### EXERCISE GOAL
Give all the lines below again, exactly, with no pictures.

### MATERIAL
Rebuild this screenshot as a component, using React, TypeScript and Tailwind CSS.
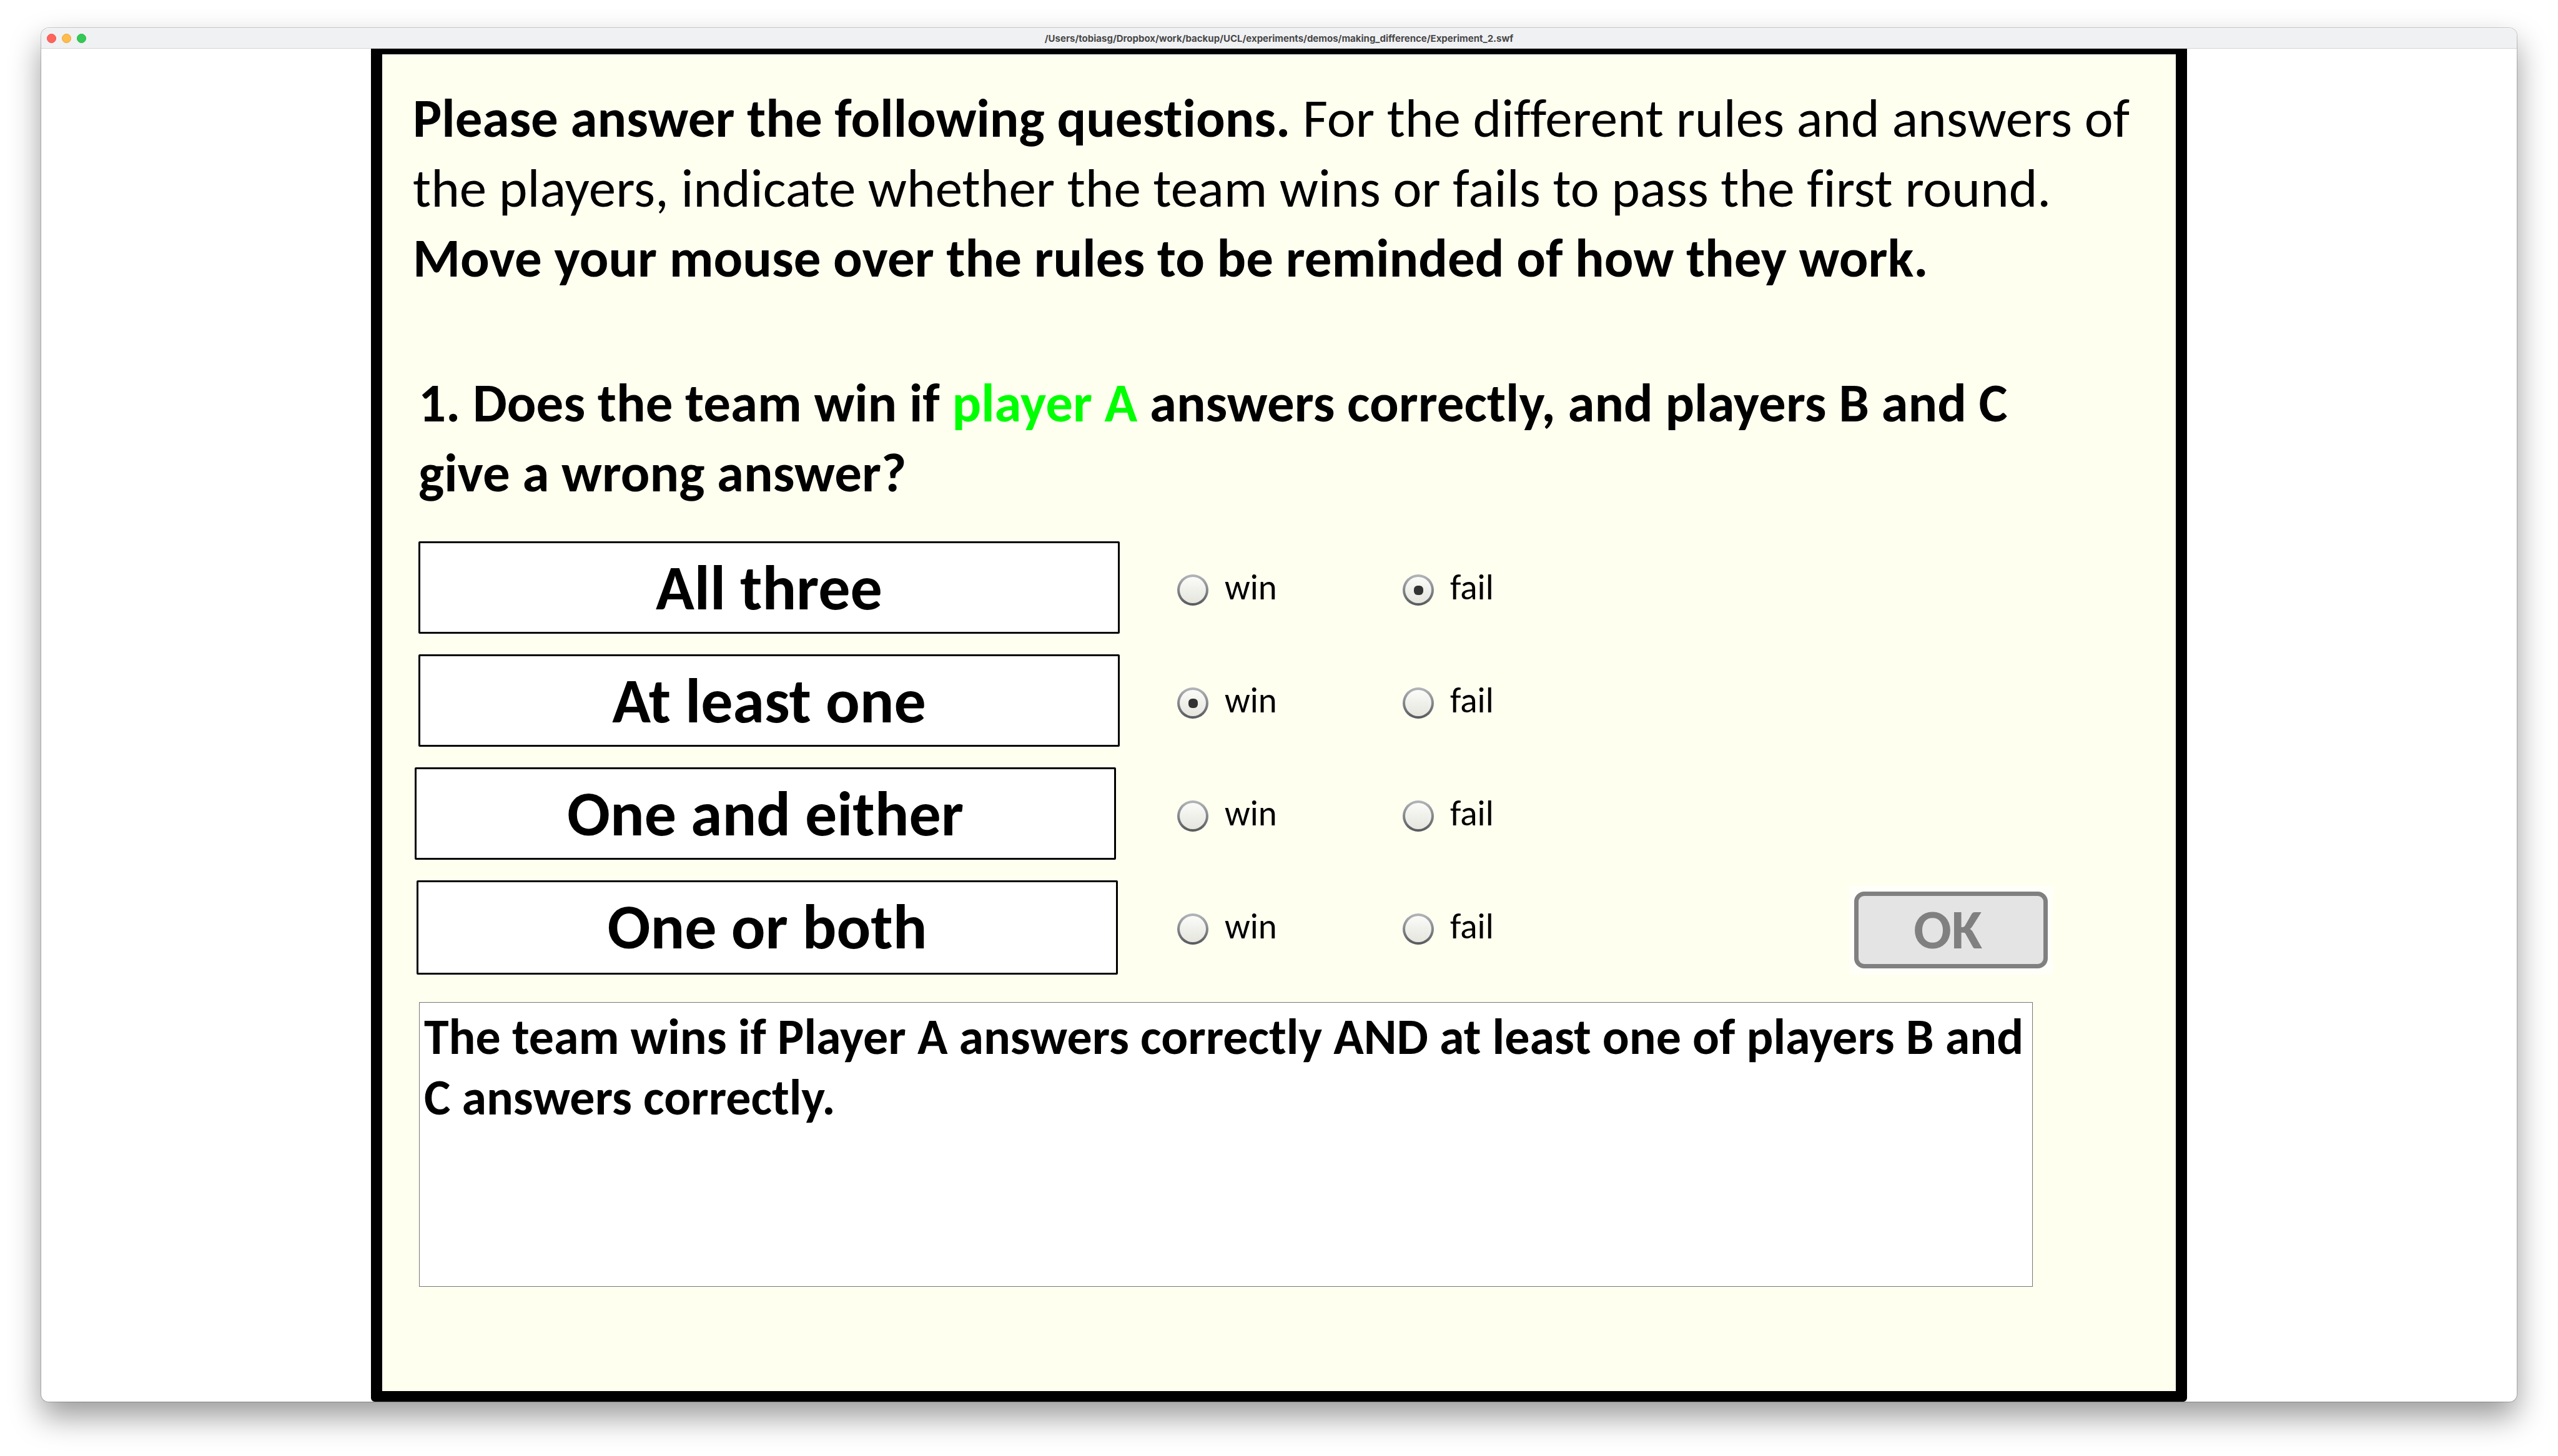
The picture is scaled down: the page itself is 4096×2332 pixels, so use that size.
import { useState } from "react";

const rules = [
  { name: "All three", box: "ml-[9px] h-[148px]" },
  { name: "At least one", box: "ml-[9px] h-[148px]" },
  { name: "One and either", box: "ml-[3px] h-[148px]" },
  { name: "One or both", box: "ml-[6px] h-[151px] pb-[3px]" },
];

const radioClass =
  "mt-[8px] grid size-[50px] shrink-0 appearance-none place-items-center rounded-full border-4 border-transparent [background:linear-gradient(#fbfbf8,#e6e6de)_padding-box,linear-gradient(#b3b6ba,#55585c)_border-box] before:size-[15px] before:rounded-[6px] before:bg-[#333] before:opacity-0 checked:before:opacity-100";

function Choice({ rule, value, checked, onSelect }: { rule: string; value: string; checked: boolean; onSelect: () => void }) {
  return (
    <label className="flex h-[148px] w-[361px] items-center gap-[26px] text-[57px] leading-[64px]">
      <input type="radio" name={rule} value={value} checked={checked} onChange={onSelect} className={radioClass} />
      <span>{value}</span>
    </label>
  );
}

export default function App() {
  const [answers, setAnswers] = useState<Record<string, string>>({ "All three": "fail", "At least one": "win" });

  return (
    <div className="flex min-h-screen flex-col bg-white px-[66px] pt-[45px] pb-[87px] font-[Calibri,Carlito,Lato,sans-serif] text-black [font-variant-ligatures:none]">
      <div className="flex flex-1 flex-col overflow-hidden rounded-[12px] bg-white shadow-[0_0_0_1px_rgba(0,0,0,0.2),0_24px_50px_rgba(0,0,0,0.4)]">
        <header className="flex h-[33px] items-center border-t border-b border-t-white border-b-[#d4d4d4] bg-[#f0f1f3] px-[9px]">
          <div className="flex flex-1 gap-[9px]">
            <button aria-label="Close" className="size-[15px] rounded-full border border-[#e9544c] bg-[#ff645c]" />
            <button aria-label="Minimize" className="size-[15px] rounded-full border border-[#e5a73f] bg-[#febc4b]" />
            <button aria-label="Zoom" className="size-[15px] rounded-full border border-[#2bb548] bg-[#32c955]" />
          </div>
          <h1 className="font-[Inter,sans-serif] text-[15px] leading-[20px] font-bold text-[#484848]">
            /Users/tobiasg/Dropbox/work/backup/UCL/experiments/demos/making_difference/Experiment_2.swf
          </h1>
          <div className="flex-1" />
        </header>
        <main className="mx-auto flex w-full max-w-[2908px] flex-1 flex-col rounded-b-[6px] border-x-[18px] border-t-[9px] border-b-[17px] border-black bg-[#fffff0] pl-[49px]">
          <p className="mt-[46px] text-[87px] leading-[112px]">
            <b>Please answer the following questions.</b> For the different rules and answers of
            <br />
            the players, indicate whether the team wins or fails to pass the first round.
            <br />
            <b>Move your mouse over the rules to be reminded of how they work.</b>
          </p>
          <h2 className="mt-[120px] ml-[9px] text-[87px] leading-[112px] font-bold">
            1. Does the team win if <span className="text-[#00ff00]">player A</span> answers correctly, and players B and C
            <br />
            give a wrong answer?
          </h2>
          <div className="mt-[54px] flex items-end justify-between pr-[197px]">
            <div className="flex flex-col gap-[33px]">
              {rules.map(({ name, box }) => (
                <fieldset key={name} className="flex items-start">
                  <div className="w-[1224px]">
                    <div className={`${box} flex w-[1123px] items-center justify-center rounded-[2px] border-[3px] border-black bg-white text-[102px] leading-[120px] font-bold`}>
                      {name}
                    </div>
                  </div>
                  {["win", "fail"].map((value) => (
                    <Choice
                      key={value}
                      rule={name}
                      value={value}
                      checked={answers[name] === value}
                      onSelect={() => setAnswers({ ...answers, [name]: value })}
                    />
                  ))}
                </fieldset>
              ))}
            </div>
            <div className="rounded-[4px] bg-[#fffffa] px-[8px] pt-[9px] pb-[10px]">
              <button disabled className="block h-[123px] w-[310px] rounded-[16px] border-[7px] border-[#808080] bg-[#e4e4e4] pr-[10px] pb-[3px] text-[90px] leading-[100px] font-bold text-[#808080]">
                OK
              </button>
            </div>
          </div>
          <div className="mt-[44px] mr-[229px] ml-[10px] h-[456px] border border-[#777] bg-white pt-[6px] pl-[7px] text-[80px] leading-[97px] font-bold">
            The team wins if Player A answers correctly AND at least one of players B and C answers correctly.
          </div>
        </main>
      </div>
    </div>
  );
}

### SOLUTION TO THIS TASK
Rebuild this screenshot as a component, using React, TypeScript and Tailwind CSS.
The picture is scaled down: the page itself is 4096×2332 pixels, so use that size.
import { useState } from "react";

const rules = [
  { name: "All three", box: "ml-[9px] h-[148px]" },
  { name: "At least one", box: "ml-[9px] h-[148px]" },
  { name: "One and either", box: "ml-[3px] h-[148px]" },
  { name: "One or both", box: "ml-[6px] h-[151px] pb-[3px]" },
];

const radioClass =
  "mt-[8px] grid size-[50px] shrink-0 appearance-none place-items-center rounded-full border-4 border-transparent [background:linear-gradient(#fbfbf8,#e6e6de)_padding-box,linear-gradient(#b3b6ba,#55585c)_border-box] before:size-[15px] before:rounded-[6px] before:bg-[#333] before:opacity-0 checked:before:opacity-100";

function Choice({ rule, value, checked, onSelect }: { rule: string; value: string; checked: boolean; onSelect: () => void }) {
  return (
    <label className="flex h-[148px] w-[361px] items-center gap-[26px] text-[57px] leading-[64px]">
      <input type="radio" name={rule} value={value} checked={checked} onChange={onSelect} className={radioClass} />
      <span>{value}</span>
    </label>
  );
}

export default function App() {
  const [answers, setAnswers] = useState<Record<string, string>>({ "All three": "fail", "At least one": "win" });

  return (
    <div className="flex min-h-screen flex-col bg-white px-[66px] pt-[45px] pb-[87px] font-[Calibri,Carlito,Lato,sans-serif] text-black [font-variant-ligatures:none]">
      <div className="flex flex-1 flex-col overflow-hidden rounded-[12px] bg-white shadow-[0_0_0_1px_rgba(0,0,0,0.2),0_24px_50px_rgba(0,0,0,0.4)]">
        <header className="flex h-[33px] items-center border-t border-b border-t-white border-b-[#d4d4d4] bg-[#f0f1f3] px-[9px]">
          <div className="flex flex-1 gap-[9px]">
            <button aria-label="Close" className="size-[15px] rounded-full border border-[#e9544c] bg-[#ff645c]" />
            <button aria-label="Minimize" className="size-[15px] rounded-full border border-[#e5a73f] bg-[#febc4b]" />
            <button aria-label="Zoom" className="size-[15px] rounded-full border border-[#2bb548] bg-[#32c955]" />
          </div>
          <h1 className="font-[Inter,sans-serif] text-[15px] leading-[20px] font-bold text-[#484848]">
            /Users/tobiasg/Dropbox/work/backup/UCL/experiments/demos/making_difference/Experiment_2.swf
          </h1>
          <div className="flex-1" />
        </header>
        <main className="mx-auto flex w-full max-w-[2908px] flex-1 flex-col rounded-b-[6px] border-x-[18px] border-t-[9px] border-b-[17px] border-black bg-[#fffff0] pl-[49px]">
          <p className="mt-[46px] text-[87px] leading-[112px]">
            <b>Please answer the following questions.</b> For the different rules and answers of
            <br />
            the players, indicate whether the team wins or fails to pass the first round.
            <br />
            <b>Move your mouse over the rules to be reminded of how they work.</b>
          </p>
          <h2 className="mt-[120px] ml-[9px] text-[87px] leading-[112px] font-bold">
            1. Does the team win if <span className="text-[#00ff00]">player A</span> answers correctly, and players B and C
            <br />
            give a wrong answer?
          </h2>
          <div className="mt-[54px] flex items-end justify-between pr-[197px]">
            <div className="flex flex-col gap-[33px]">
              {rules.map(({ name, box }) => (
                <fieldset key={name} className="flex items-start">
                  <div className="w-[1224px]">
                    <div className={`${box} flex w-[1123px] items-center justify-center rounded-[2px] border-[3px] border-black bg-white text-[102px] leading-[120px] font-bold`}>
                      {name}
                    </div>
                  </div>
                  {["win", "fail"].map((value) => (
                    <Choice
                      key={value}
                      rule={name}
                      value={value}
                      checked={answers[name] === value}
                      onSelect={() => setAnswers({ ...answers, [name]: value })}
                    />
                  ))}
                </fieldset>
              ))}
            </div>
            <div className="rounded-[4px] bg-[#fffffa] px-[8px] pt-[9px] pb-[10px]">
              <button disabled className="block h-[123px] w-[310px] rounded-[16px] border-[7px] border-[#808080] bg-[#e4e4e4] pr-[10px] pb-[3px] text-[90px] leading-[100px] font-bold text-[#808080]">
                OK
              </button>
            </div>
          </div>
          <div className="mt-[44px] mr-[229px] ml-[10px] h-[456px] border border-[#777] bg-white pt-[6px] pl-[7px] text-[80px] leading-[97px] font-bold">
            The team wins if Player A answers correctly AND at least one of players B and C answers correctly.
          </div>
        </main>
      </div>
    </div>
  );
}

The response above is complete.